2. Rubio may be Latino, but Cubans are a unique breed. “Cuban-Americans constitute less than 5 percent of American Latinos, and they have their own, very distinct political profile,” The New Republic noted in a fall article. Cubans most often consider themselves as “white” and associate with the hawksih GOP’s fight against communism.
3. Rubio’s brother-in-law, a man involved in Rubio’s career, is a convicted coke dealer. In 1989, Orlando Cecilia was sentenced to 25 years in prison for possession of massive quantities of cocaine and marijuana and traveling to several states to sell and deliver drugs. He was released in 2000. Six years later, he was standing on stage beside Rubio after the candidate’s election to the Florida House of Representatives. Four years later, Cecilia was again standing beside Rubio when he was elected to the U.S. Senate in 2010.
4. Cecilia’s criminal background was a small piece of a larger Rubio profile by the influential Spanish-language broadcaster Univision. It was not necessarily new news, but it became news when Rubio refused to take questions from Univision, as Ken Auletta reported in The New Yorker in January. Univision went ahead with the story; Rubio accused the broadcaster of extortion; the leading GOP presidential candidates refused to participate in any Univision debates; and the GOP subsequently cut itself off from the newsfeed for more than two-thirds of America’s Hispanic population. Univision controls much of the message delivered to the Hispanic voting bloc, and Rubio is now on Univision’s shit list.

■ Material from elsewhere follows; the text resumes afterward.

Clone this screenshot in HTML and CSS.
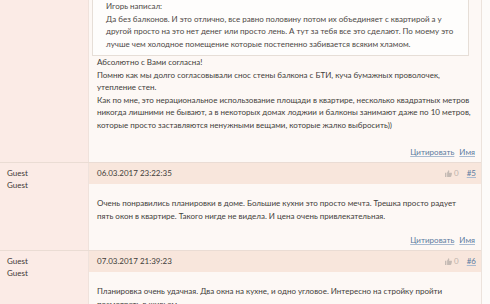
FILE: index.html
```html
<!DOCTYPE html>
<html lang="ru">
<head>
<meta charset="utf-8">
<link rel="stylesheet" href="styles.css">
</head>
<body>
<div class="thread">
  <div class="post first">
    <div class="author"></div>
    <div class="main">
      <div class="text">
        <div class="quote">
          <div>Игорь написал:</div>
          <div>Да без балконов. И это отлично, все равно половину потом их объединяет с квартирой а у другой просто на это нет денег или просто лень. А тут за тебя все это сделают. По моему это лучше чем холодное помещение которые постепенно забивается всяким хламом.</div>
        </div>
        <div>Абсолютно с Вами согласна!</div>
        <div>Помню как мы долго согласовывали снос стены балкона с БТИ, куча бумажных проволочек, утепление стен.</div>
        <div>Как по мне, это нерациональное использование площади в квартире, несколько квадратных метров никогда лишними не бывают, а в некоторых домах лоджии и балконы занимают даже по 10 метров, которые просто заставляются ненужными вещами, которые жалко выбросить))</div>
      </div>
      <div class="foot"><a href="#">Цитировать</a><a href="#">Имя</a></div>
    </div>
  </div>

  <div class="post">
    <div class="author"><div>Guest</div><div>Guest</div></div>
    <div class="main">
      <div class="head">
        <span>06.03.2017 23:22:35</span>
        <span class="meta"><span class="like"><svg width="7" height="7" viewBox="0 0 10 10"><path d="M0 4h2v6H0z M3 4 L5 0.5 C6 0.5 6.3 1.3 6 2.5 L5.6 4 H9 C9.8 4 10 4.6 9.9 5.2 L9 9 C8.8 9.7 8.4 10 7.8 10 H3z" fill="#c4bab4"/></svg>0</span><a href="#">#5</a></span>
      </div>
      <div class="text">
        <div>Очень понравились планировки в доме. Большие кухни это просто мечта. Трешка просто радует пять окон в квартире. Такого нигде не видела. И цена очень привлекательная.</div>
      </div>
      <div class="foot"><a href="#">Цитировать</a><a href="#">Имя</a></div>
    </div>
  </div>

  <div class="post">
    <div class="author"><div>Guest</div><div>Guest</div></div>
    <div class="main">
      <div class="head">
        <span>07.03.2017 21:39:23</span>
        <span class="meta"><span class="like"><svg width="7" height="7" viewBox="0 0 10 10"><path d="M0 4h2v6H0z M3 4 L5 0.5 C6 0.5 6.3 1.3 6 2.5 L5.6 4 H9 C9.8 4 10 4.6 9.9 5.2 L9 9 C8.8 9.7 8.4 10 7.8 10 H3z" fill="#c4bab4"/></svg>0</span><a href="#">#6</a></span>
      </div>
      <div class="text">
        <div>Планировка очень удачная. Два окна на кухне, и одно угловое. Интересно на стройку пройти посмотреть в живьем.</div>
      </div>
      <div class="foot"><a href="#">Цитировать</a><a href="#">Имя</a></div>
    </div>
  </div>
</div>
</body>
</html>
```
FILE: styles.css
```css
html, body {
  margin: 0;
  padding: 0;
  background: #fdfbf9;
  overflow: hidden;
}
body {
  font-family: Lato, "Open Sans", sans-serif;
  font-size: 8px;
  line-height: 12.5px;
  color: #423d3a;
}
.thread {
  width: 481px;
  border-right: 1px solid #ece3dc;
  margin-top: -13px;
}
.post {
  display: grid;
  grid-template-columns: 89px 1fr;
  border-top: 1px solid #eadcd4;
}
.post.first {
  border-top: none;
}
.author {
  background: #fbebe6;
  border-right: 1px solid #efe2dc;
  padding: 4px 7px;
  line-height: 12px;
  color: #3d3836;
}
.main {
  background: #fdf8f5;
}
.head {
  height: 21px;
  background: #f8e6dc;
  display: flex;
  justify-content: space-between;
  align-items: center;
  padding: 0 5px 0 8px;
}
.meta {
  display: flex;
  align-items: center;
  gap: 8px;
  color: #bdb3ad;
}
.like {
  display: flex;
  align-items: center;
  gap: 2px;
}
a {
  color: #5a7aa0;
  text-decoration: underline;
  text-decoration-color: #a9bad0;
}
.text {
  padding: 13px 8px 12px 8px;
}
.first .text {
  padding-top: 0;
  padding-bottom: 15px;
}
.quote {
  margin: 0 4px 0 -5px;
  padding: 13px 5px 5px 13px;
  background: #fefdfc;
  border: 1px solid #e6ded7;
  border-top: none;
  color: #4d4845;
}
.foot {
  display: flex;
  justify-content: flex-end;
  gap: 5px;
  padding: 0 6px 0 0;
  height: 16px;
}
```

5. Rubio’s views on immigration skew toward the extreme right wing of the party. Like Michelle Bachman, who said she wanted a fence to “cover every in inch” of the 2,000 mile border with Mexico, although not so extreme as Herman Cain, who suggested the fence be electrified with an alligator-filled moat on one side, Rubio has said that he is “not against a fence” along the U.S.-Mexico border. He also opposes the DREAM Act and any form of amnesty for illegal immigrants. All these views are anathema to the Latino voting bloc and extreme for the Republican Party. Ronald Reagan himself supported eventual citizenship for all immigrants, even those who entered the country illegally.
6. Rubio needs all the help he can get in rallying the Hispanic vote. While it is assumed that Rubio’s Cuban heritage and immigrant parents will automatically endear him to Latino voters (ah, there it is), he is actually less popular among Hispanics in Florida than Jeb Bush. Moreover, a December nationwide poll found that only 13 percent of Hispanics are more likely to vote Republican if Rubio is on the ticket; 10 percent of Hispanics said that Rubio would make them less likely to vote Republican. “Rubio is becoming persona non grata among Latinos outside of the Cuban-American community,” columnist Ruben Navarrette wrote last summer.
Rubio has no doubt seen the polls. He knows he can not necessarily deliver the Latino vote this fall, telling CNN last week: “The Hispanic vote has to be earned. You can’t just put somebody on there and say, ‘This is gonna deliver it.’” Former Attorney General Alberto Gonzales, the highest-ever ranking Latino leader, also senses something missing, saying last week that the junior senator might generate interest among Latinos “for the first 12 hours if selected for the number two spot, but that won’t last.”
Rubio, of course, has his advantages. Namely, his Hispanic moniker. Fortunately, the Hispanic population knows that color is only skin deep.